The modules are organized as in the diagram in Figure 1 at the end of this document. Most of the modules are capable of processing tens of thousands of words per second on current desktop workstations; only the structural transfer module lags behind at several thousands of words per second. The following sections describe each module of the shallow-transfer architecture in detail.
2.1. The de-formatter
The de-formatter (generated automatically from a formatting specification file, see 3.4) separates the text to be translated from the format information (RTF, HTML, etc.). Format information is encapsulated so that the rest of the modules treat it as blanks between words.

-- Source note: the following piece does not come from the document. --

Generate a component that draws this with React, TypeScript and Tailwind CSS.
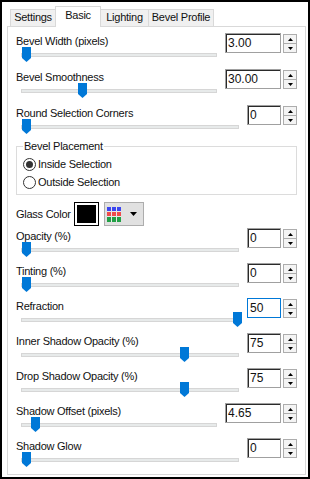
import React from 'react';

type Row = {
  label: string;
  value: string;
  thumbX: number;
  wide?: boolean;
  focused?: boolean;
};

const topRows: Row[] = [
  { label: 'Bevel Width (pixels)', value: '3.00', thumbX: 22, wide: true },
  { label: 'Bevel Smoothness', value: '30.00', thumbX: 78, wide: true },
  { label: 'Round Selection Corners', value: '0', thumbX: 22 },
];

const bottomRows: Row[] = [
  { label: 'Opacity (%)', value: '0', thumbX: 22 },
  { label: 'Tinting (%)', value: '0', thumbX: 22 },
  { label: 'Refraction', value: '50', thumbX: 233, focused: true },
  { label: 'Inner Shadow Opacity (%)', value: '75', thumbX: 180 },
  { label: 'Drop Shadow Opacity (%)', value: '75', thumbX: 180 },
  { label: 'Shadow Offset (pixels)', value: '4.65', thumbX: 31, wide: true },
  { label: 'Shadow Glow', value: '0', thumbX: 22 },
];

const Arrow = ({ up }: { up?: boolean }) => (
  <svg width="5" height="3" viewBox="0 0 5 3">
    <path d={up ? 'M0 3 L2.5 0 L5 3 Z' : 'M0 0 L5 0 L2.5 3 Z'} fill="#000" />
  </svg>
);

const SpinBox = ({ value, wide, focused }: { value: string; wide?: boolean; focused?: boolean }) => (
  <div className="flex items-start gap-[2px]">
    <div
      className={
        focused
          ? 'w-[34px] h-[20px] border border-[#0078d7] pl-[2px] leading-[18px] text-[12px] tracking-normal bg-white'
          : wide
          ? 'w-[56px] h-[20px] border border-[#a0a0a0] shadow-[inset_1px_1px_0_#2a2a2a] pl-[2px] leading-[18px] text-[12px] tracking-normal bg-white'
          : 'w-[34px] h-[20px] border border-[#a0a0a0] shadow-[inset_1px_1px_0_#2a2a2a] pl-[2px] leading-[18px] text-[12px] tracking-normal bg-white'
      }
    >
      {value}
    </div>
    <div className="flex flex-col mt-[1px] w-[14px]">
      <div className="h-[10px] border border-[#adadad] bg-[#f4f4f4] flex items-center justify-center">
        <Arrow up />
      </div>
      <div className="h-[10px] -mt-[1px] border border-[#adadad] bg-[#f4f4f4] flex items-center justify-center">
        <Arrow />
      </div>
    </div>
  </div>
);

const Thumb = ({ x }: { x: number }) => (
  <svg
    width="9"
    height="15"
    viewBox="0 0 9 15"
    className="absolute top-[14px]"
    style={{ left: x - 16 }}
  >
    <path d="M0 0 H9 V11 L4.5 15 L0 11 Z" fill="#0078d7" />
  </svg>
);

const SliderRow = ({ row, tall }: { row: Row; tall?: boolean }) => (
  <div className={tall ? 'flex h-[36px]' : 'flex h-[35px]'}>
    <div className="flex-1 mr-[8px] relative">
      <div className="mt-[1px] h-[15px] leading-[15px] whitespace-nowrap">{row.label}</div>
      <div className="ml-[5px] mt-[4px] h-[4px] bg-[#e7eaea] border border-[#d6d6d6]" />
      <Thumb x={row.thumbX} />
    </div>
    <SpinBox value={row.value} wide={row.wide} focused={row.focused} />
  </div>
);

const Radio = ({ checked, label }: { checked?: boolean; label: string }) => (
  <div className="flex items-center h-[18px] gap-[2px]">
    <div className="w-[13px] h-[13px] rounded-full border border-[#333] bg-white flex items-center justify-center">
      {checked && <div className="w-[7px] h-[7px] rounded-full bg-[#333]" />}
    </div>
    <span className="leading-[15px]">{label}</span>
  </div>
);

const ColorGrid = () => (
  <svg width="14" height="15" viewBox="0 0 14 15">
    <rect x="0" y="0" width="14" height="15" fill="#e8e8e8" />
    {[0, 5, 10].map((x) => (
      <React.Fragment key={x}>
        <rect x={x} y="0" width="4" height="4" fill="#3c46f0" />
        <rect x={x} y="5" width="4" height="4" fill="#f04c4c" />
        <rect x={x} y="10" width="4" height="5" fill="#22a046" />
      </React.Fragment>
    ))}
  </svg>
);

export default function App() {
  return (
    <div className="w-[310px] h-[479px] border-2 border-black bg-white pt-[4px] pl-[5px] text-[11px] tracking-[-0.25px] text-[#111] font-['Liberation_Sans',Arial,sans-serif] overflow-hidden">
      {/* tabs */}
      <div className="flex items-end h-[20px] pl-[3px]">
        <div className="w-[45px] h-[17px] bg-[#f0f0f0] border-t border-l border-[#d9d9d9] text-center leading-[15px]">
          Settings
        </div>
        <div className="relative z-10 w-[46px] h-[21px] -mb-[1px] bg-white border-t border-l border-r border-[#d9d9d9] text-center pt-[1px] leading-[15px]">
          Basic
        </div>
        <div className="w-[47px] h-[17px] bg-[#f0f0f0] border-t border-[#d9d9d9] text-center leading-[15px]">
          Lighting
        </div>
        <div className="w-[66px] h-[17px] bg-[#f0f0f0] border-t border-l border-r border-[#d9d9d9] text-center leading-[15px]">
          Bevel Profile
        </div>
      </div>

      {/* panel */}
      <div className="w-[299px] h-[449px] border border-[#d9d9d9] bg-white px-[8px] pt-[6px] overflow-hidden">
        {topRows.map((r) => (
          <SliderRow key={r.label} row={r} tall />
        ))}

        <fieldset className="-mt-[2px] border border-[#dcdcdc] pl-[6px] pt-[1px] pb-[3px]">
          <legend className="px-[1px] leading-[15px]">Bevel Placement</legend>
          <Radio checked label="Inside Selection" />
          <Radio label="Outside Selection" />
        </fieldset>

        <div className="flex items-center h-[24px] mt-[7px]">
          <div className="w-[58px] leading-[15px] whitespace-nowrap">Glass Color</div>
          <div className="w-[25px] h-[24px] border border-black bg-white p-[2px]">
            <div className="w-full h-full bg-black" />
          </div>
          <div className="ml-[5px] w-[40px] h-[24px] border border-[#adadad] bg-[#e1e1e1] flex items-center pl-[2px]">
            <ColorGrid />
            <svg width="7" height="4" viewBox="0 0 7 4" className="ml-[9px]">
              <path d="M0 0 H7 L3.5 4 Z" fill="#000" />
            </svg>
          </div>
        </div>

        <div className="mt-[2px]">
          {bottomRows.map((r) => (
            <SliderRow key={r.label} row={r} />
          ))}
        </div>
      </div>
    </div>
  );
}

For example, the HTML text in Spanish:
vi <em>una señal</em>
("I saw a signal") would be processed by the de-formatter so that it would encapsulate the HTML tags between brackets and deliver
vi[ <em>]una señal[</em>]
The character sequences in brackets are treated as simple blanks between words by the rest of the modules.
2.2. The morphological analyser
The morphological analyser (program lt-proc
in
package lt-toolbox
with option -a
)
tokenizes the text in surface forms (lexical units as they appear
in texts) and delivers, for each surface form, one or more
lexical forms consisting of lemma, lexical category and
morphological inflection information. Tokenization is not
straightforward due to the existence, on the one hand, of
contractions, and, on the other hand, of multi-word lexical
units. For contractions, the system reads in a single surface
form and delivers the corresponding sequence of lexical forms
(for instance, the es preposition-article contraction
del would be analysed into two lexical forms, one for
the preposition de and another one for the article
el). Multi-word surface forms are analysed in a
left-to-right, longest-match fashion; for instance, the analysis
for the es preposition a would not be delivered when the
input text is a través de ("through"), which is a
multi-word preposition in es. Multi-word surface forms may be
invariable (such as a multi-word preposition or conjunction) or
inflected (for example, in es, echaban de menos, "they
missed", is a form of the imperfect indicative tense of the verb
echar de menos, "to miss"). Limited support for some
kinds of discontinuous multi-word units is also available. The
module reads in a binary file compiled from a source-language
morphological dictionary (see section 3.1).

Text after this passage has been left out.